** Start RECORDED INFORMATION **

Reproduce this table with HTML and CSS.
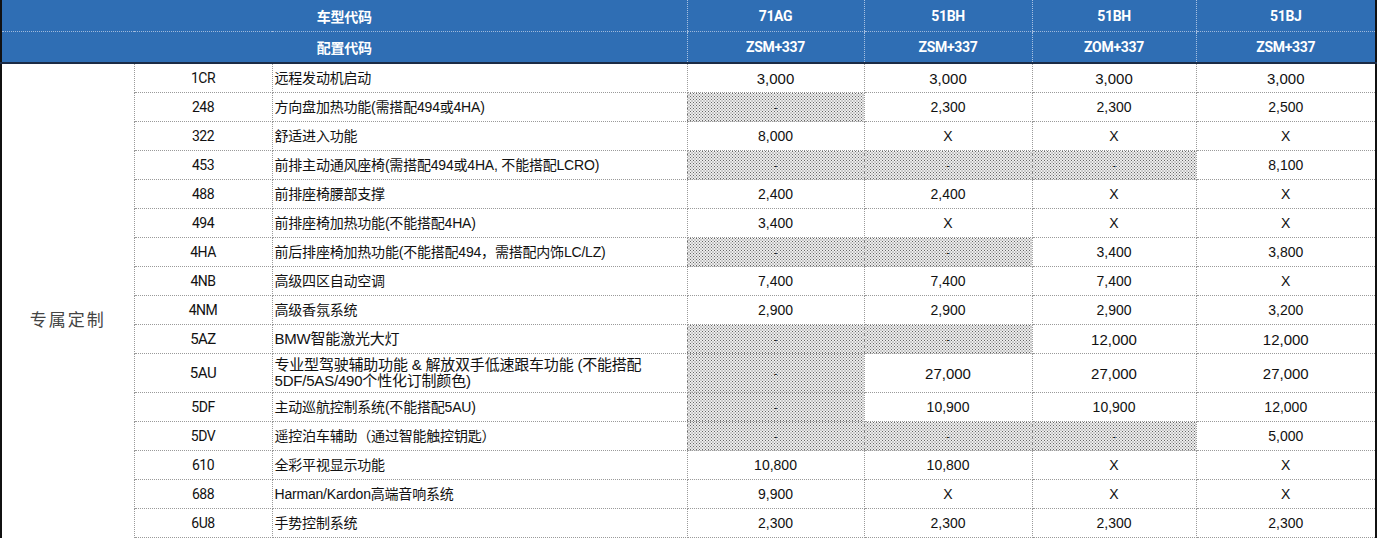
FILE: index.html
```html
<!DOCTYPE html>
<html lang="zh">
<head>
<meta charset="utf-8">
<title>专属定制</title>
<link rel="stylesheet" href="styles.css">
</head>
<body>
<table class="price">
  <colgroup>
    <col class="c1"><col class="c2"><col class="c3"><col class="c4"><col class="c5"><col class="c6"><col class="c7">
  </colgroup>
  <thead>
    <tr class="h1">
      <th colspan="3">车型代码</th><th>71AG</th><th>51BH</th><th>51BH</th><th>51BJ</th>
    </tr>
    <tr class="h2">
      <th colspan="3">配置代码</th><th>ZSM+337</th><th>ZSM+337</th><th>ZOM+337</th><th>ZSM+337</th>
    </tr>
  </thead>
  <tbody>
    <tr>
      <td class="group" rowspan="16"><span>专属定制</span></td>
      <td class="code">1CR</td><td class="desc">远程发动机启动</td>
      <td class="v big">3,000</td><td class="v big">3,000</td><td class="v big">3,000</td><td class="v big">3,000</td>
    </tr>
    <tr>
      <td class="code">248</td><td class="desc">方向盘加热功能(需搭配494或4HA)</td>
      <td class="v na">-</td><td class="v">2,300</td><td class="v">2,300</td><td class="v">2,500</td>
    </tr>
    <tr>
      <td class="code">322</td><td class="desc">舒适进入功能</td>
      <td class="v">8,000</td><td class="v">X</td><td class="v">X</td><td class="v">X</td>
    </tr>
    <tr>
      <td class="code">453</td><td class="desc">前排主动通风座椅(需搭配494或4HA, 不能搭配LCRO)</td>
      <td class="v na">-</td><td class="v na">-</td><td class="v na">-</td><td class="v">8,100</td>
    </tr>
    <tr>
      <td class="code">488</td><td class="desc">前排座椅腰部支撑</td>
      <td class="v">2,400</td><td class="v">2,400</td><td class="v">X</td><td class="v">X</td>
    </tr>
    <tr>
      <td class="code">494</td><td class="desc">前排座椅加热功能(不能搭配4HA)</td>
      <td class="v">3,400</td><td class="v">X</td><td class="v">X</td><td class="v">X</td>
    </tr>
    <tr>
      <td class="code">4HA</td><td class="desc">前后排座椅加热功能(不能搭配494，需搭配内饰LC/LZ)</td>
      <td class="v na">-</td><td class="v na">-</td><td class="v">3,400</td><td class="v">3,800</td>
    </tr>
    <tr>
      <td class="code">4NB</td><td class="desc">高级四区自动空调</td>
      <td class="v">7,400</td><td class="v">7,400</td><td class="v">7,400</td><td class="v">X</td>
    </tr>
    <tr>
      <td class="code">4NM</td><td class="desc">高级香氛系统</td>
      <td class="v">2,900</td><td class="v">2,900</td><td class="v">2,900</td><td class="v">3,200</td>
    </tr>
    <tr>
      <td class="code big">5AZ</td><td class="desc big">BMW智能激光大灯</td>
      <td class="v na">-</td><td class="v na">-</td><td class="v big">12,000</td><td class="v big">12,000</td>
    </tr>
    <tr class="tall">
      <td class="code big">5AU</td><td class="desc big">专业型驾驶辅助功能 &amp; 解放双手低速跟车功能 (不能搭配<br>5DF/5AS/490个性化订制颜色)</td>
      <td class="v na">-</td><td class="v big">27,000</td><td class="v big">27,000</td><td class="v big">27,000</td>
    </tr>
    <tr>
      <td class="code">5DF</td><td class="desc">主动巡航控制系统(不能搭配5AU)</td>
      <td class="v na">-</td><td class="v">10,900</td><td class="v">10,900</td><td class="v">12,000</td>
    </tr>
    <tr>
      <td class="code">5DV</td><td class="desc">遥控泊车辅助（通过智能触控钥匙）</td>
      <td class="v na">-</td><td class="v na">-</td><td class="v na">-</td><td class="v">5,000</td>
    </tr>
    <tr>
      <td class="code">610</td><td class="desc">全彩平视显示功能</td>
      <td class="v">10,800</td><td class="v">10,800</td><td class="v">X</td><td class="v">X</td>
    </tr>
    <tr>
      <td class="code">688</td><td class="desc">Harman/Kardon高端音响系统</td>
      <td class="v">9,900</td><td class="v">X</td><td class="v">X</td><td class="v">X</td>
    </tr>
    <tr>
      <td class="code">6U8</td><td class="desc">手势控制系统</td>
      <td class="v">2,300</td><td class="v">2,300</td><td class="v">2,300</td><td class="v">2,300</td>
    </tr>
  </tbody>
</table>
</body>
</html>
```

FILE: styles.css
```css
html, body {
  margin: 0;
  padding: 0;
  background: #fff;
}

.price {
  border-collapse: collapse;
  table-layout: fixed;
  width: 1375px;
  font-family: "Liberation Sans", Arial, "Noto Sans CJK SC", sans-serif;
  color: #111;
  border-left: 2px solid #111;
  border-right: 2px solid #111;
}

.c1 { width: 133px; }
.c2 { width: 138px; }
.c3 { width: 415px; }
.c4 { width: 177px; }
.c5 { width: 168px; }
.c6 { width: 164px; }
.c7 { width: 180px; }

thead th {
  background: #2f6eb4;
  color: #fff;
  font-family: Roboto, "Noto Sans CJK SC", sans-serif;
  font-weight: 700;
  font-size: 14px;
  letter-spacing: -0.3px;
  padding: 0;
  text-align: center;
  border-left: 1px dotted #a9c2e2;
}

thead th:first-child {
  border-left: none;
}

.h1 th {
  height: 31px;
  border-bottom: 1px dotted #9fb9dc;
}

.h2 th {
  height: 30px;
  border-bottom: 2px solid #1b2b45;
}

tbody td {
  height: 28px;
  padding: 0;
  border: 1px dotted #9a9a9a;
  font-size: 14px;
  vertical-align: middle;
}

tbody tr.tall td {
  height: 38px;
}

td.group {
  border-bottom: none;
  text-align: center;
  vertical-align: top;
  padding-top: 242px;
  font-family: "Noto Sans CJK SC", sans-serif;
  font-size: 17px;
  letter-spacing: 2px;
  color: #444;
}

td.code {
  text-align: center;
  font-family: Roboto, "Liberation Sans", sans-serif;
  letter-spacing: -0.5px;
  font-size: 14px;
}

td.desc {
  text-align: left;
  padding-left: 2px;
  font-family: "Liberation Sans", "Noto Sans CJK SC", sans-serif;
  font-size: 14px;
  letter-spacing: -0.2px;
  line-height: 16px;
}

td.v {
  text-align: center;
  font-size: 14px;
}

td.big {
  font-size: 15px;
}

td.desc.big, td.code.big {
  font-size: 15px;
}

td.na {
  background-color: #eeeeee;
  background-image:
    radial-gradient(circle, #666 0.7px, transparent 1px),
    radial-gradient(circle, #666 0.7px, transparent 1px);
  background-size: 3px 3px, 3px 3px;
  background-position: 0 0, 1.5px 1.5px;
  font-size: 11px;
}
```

** End RECORDED INFORMATION **

Repeat the material exactly as it reads, without any of its pictures.

▶ _EXERCISE RESULT_
Reproduce this table with HTML and CSS.
FILE: index.html
```html
<!DOCTYPE html>
<html lang="zh">
<head>
<meta charset="utf-8">
<title>专属定制</title>
<link rel="stylesheet" href="styles.css">
</head>
<body>
<table class="price">
  <colgroup>
    <col class="c1"><col class="c2"><col class="c3"><col class="c4"><col class="c5"><col class="c6"><col class="c7">
  </colgroup>
  <thead>
    <tr class="h1">
      <th colspan="3">车型代码</th><th>71AG</th><th>51BH</th><th>51BH</th><th>51BJ</th>
    </tr>
    <tr class="h2">
      <th colspan="3">配置代码</th><th>ZSM+337</th><th>ZSM+337</th><th>ZOM+337</th><th>ZSM+337</th>
    </tr>
  </thead>
  <tbody>
    <tr>
      <td class="group" rowspan="16"><span>专属定制</span></td>
      <td class="code">1CR</td><td class="desc">远程发动机启动</td>
      <td class="v big">3,000</td><td class="v big">3,000</td><td class="v big">3,000</td><td class="v big">3,000</td>
    </tr>
    <tr>
      <td class="code">248</td><td class="desc">方向盘加热功能(需搭配494或4HA)</td>
      <td class="v na">-</td><td class="v">2,300</td><td class="v">2,300</td><td class="v">2,500</td>
    </tr>
    <tr>
      <td class="code">322</td><td class="desc">舒适进入功能</td>
      <td class="v">8,000</td><td class="v">X</td><td class="v">X</td><td class="v">X</td>
    </tr>
    <tr>
      <td class="code">453</td><td class="desc">前排主动通风座椅(需搭配494或4HA, 不能搭配LCRO)</td>
      <td class="v na">-</td><td class="v na">-</td><td class="v na">-</td><td class="v">8,100</td>
    </tr>
    <tr>
      <td class="code">488</td><td class="desc">前排座椅腰部支撑</td>
      <td class="v">2,400</td><td class="v">2,400</td><td class="v">X</td><td class="v">X</td>
    </tr>
    <tr>
      <td class="code">494</td><td class="desc">前排座椅加热功能(不能搭配4HA)</td>
      <td class="v">3,400</td><td class="v">X</td><td class="v">X</td><td class="v">X</td>
    </tr>
    <tr>
      <td class="code">4HA</td><td class="desc">前后排座椅加热功能(不能搭配494，需搭配内饰LC/LZ)</td>
      <td class="v na">-</td><td class="v na">-</td><td class="v">3,400</td><td class="v">3,800</td>
    </tr>
    <tr>
      <td class="code">4NB</td><td class="desc">高级四区自动空调</td>
      <td class="v">7,400</td><td class="v">7,400</td><td class="v">7,400</td><td class="v">X</td>
    </tr>
    <tr>
      <td class="code">4NM</td><td class="desc">高级香氛系统</td>
      <td class="v">2,900</td><td class="v">2,900</td><td class="v">2,900</td><td class="v">3,200</td>
    </tr>
    <tr>
      <td class="code big">5AZ</td><td class="desc big">BMW智能激光大灯</td>
      <td class="v na">-</td><td class="v na">-</td><td class="v big">12,000</td><td class="v big">12,000</td>
    </tr>
    <tr class="tall">
      <td class="code big">5AU</td><td class="desc big">专业型驾驶辅助功能 &amp; 解放双手低速跟车功能 (不能搭配<br>5DF/5AS/490个性化订制颜色)</td>
      <td class="v na">-</td><td class="v big">27,000</td><td class="v big">27,000</td><td class="v big">27,000</td>
    </tr>
    <tr>
      <td class="code">5DF</td><td class="desc">主动巡航控制系统(不能搭配5AU)</td>
      <td class="v na">-</td><td class="v">10,900</td><td class="v">10,900</td><td class="v">12,000</td>
    </tr>
    <tr>
      <td class="code">5DV</td><td class="desc">遥控泊车辅助（通过智能触控钥匙）</td>
      <td class="v na">-</td><td class="v na">-</td><td class="v na">-</td><td class="v">5,000</td>
    </tr>
    <tr>
      <td class="code">610</td><td class="desc">全彩平视显示功能</td>
      <td class="v">10,800</td><td class="v">10,800</td><td class="v">X</td><td class="v">X</td>
    </tr>
    <tr>
      <td class="code">688</td><td class="desc">Harman/Kardon高端音响系统</td>
      <td class="v">9,900</td><td class="v">X</td><td class="v">X</td><td class="v">X</td>
    </tr>
    <tr>
      <td class="code">6U8</td><td class="desc">手势控制系统</td>
      <td class="v">2,300</td><td class="v">2,300</td><td class="v">2,300</td><td class="v">2,300</td>
    </tr>
  </tbody>
</table>
</body>
</html>
```

FILE: styles.css
```css
html, body {
  margin: 0;
  padding: 0;
  background: #fff;
}

.price {
  border-collapse: collapse;
  table-layout: fixed;
  width: 1375px;
  font-family: "Liberation Sans", Arial, "Noto Sans CJK SC", sans-serif;
  color: #111;
  border-left: 2px solid #111;
  border-right: 2px solid #111;
}

.c1 { width: 133px; }
.c2 { width: 138px; }
.c3 { width: 415px; }
.c4 { width: 177px; }
.c5 { width: 168px; }
.c6 { width: 164px; }
.c7 { width: 180px; }

thead th {
  background: #2f6eb4;
  color: #fff;
  font-family: Roboto, "Noto Sans CJK SC", sans-serif;
  font-weight: 700;
  font-size: 14px;
  letter-spacing: -0.3px;
  padding: 0;
  text-align: center;
  border-left: 1px dotted #a9c2e2;
}

thead th:first-child {
  border-left: none;
}

.h1 th {
  height: 31px;
  border-bottom: 1px dotted #9fb9dc;
}

.h2 th {
  height: 30px;
  border-bottom: 2px solid #1b2b45;
}

tbody td {
  height: 28px;
  padding: 0;
  border: 1px dotted #9a9a9a;
  font-size: 14px;
  vertical-align: middle;
}

tbody tr.tall td {
  height: 38px;
}

td.group {
  border-bottom: none;
  text-align: center;
  vertical-align: top;
  padding-top: 242px;
  font-family: "Noto Sans CJK SC", sans-serif;
  font-size: 17px;
  letter-spacing: 2px;
  color: #444;
}

td.code {
  text-align: center;
  font-family: Roboto, "Liberation Sans", sans-serif;
  letter-spacing: -0.5px;
  font-size: 14px;
}

td.desc {
  text-align: left;
  padding-left: 2px;
  font-family: "Liberation Sans", "Noto Sans CJK SC", sans-serif;
  font-size: 14px;
  letter-spacing: -0.2px;
  line-height: 16px;
}

td.v {
  text-align: center;
  font-size: 14px;
}

td.big {
  font-size: 15px;
}

td.desc.big, td.code.big {
  font-size: 15px;
}

td.na {
  background-color: #eeeeee;
  background-image:
    radial-gradient(circle, #666 0.7px, transparent 1px),
    radial-gradient(circle, #666 0.7px, transparent 1px);
  background-size: 3px 3px, 3px 3px;
  background-position: 0 0, 1.5px 1.5px;
  font-size: 11px;
}
```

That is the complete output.